The roar of the aircraft’s turbines has successfully been duplicated, becoming more believable than ever before. Explosions, on the other hand, sound basic and vary little with each object. The sound of a missile being launched or the rattle of your machine gun remains convincing and varies appropriately depending upon the model that is being used.

The graphics in Ace Combat 5, although not as impressive as many of its PC counterparts, offer a realistic, detailed world that is only limited by the aging Playstation 2 hardware. Slightly improved over Ace Combat 4, Ace Combat 5’s visuals offer nicely detailed environments, characters, aircrafts and special effects. The ground detail has been slightly enhanced over the previous game, offering better vegetation and buildings. Meanwhile, aircrafts offer an impressive amount of detail in the air. Weather effects further improve the overall atmosphere of the game. At times, the game can be a bright, sunny day with perfect visibility. At other times, heavy clouds and bucketing rainfall reduce visibility to a mere meter or two. During these times, it is essential that you watch your altitude meter closely; for you could be flying directly towards the ground without the faintest idea.

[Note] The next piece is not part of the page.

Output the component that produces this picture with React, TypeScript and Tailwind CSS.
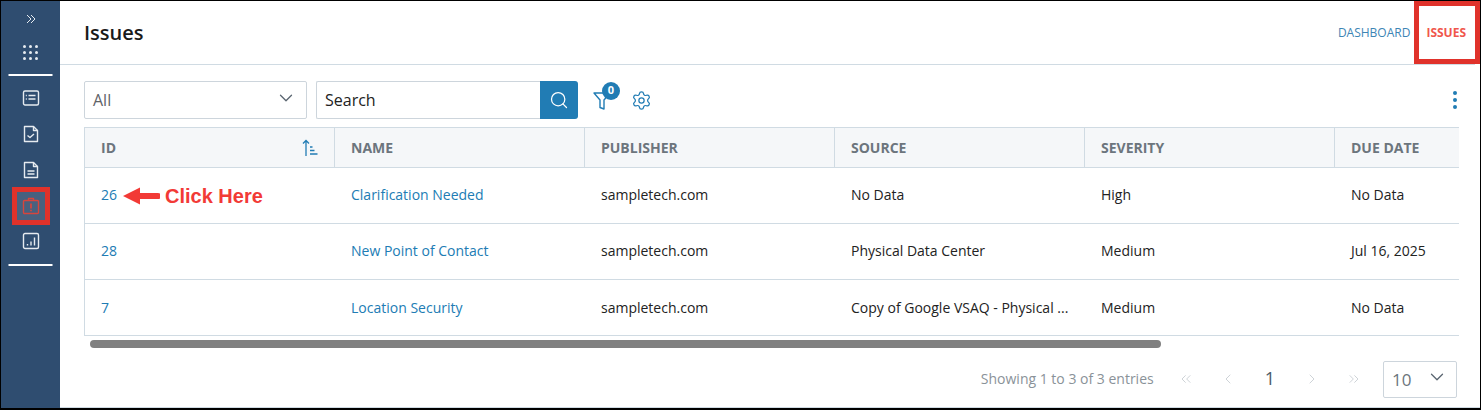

With Ace Combat 5: Squadron Leader, Namco has successfully created a solid action flight title that combines action-filled dog fighting cleverly with an immersive storyline that not only creates meaning for why you are fighting, but also helps to keep the game interesting throughout the thirty missions. Fans of the previous games in the series will definitely find a lot to love in the fifth interpretation, whilst those who are interested in this genre will find a solid, worthwhile game. Although some slight variation in missions may be needed, Ace Combat 5 eventuates to be a worthwhile title.

Rating: 7.5/10

Disclosure: We are provided copies of games from the game companies for some games that we review.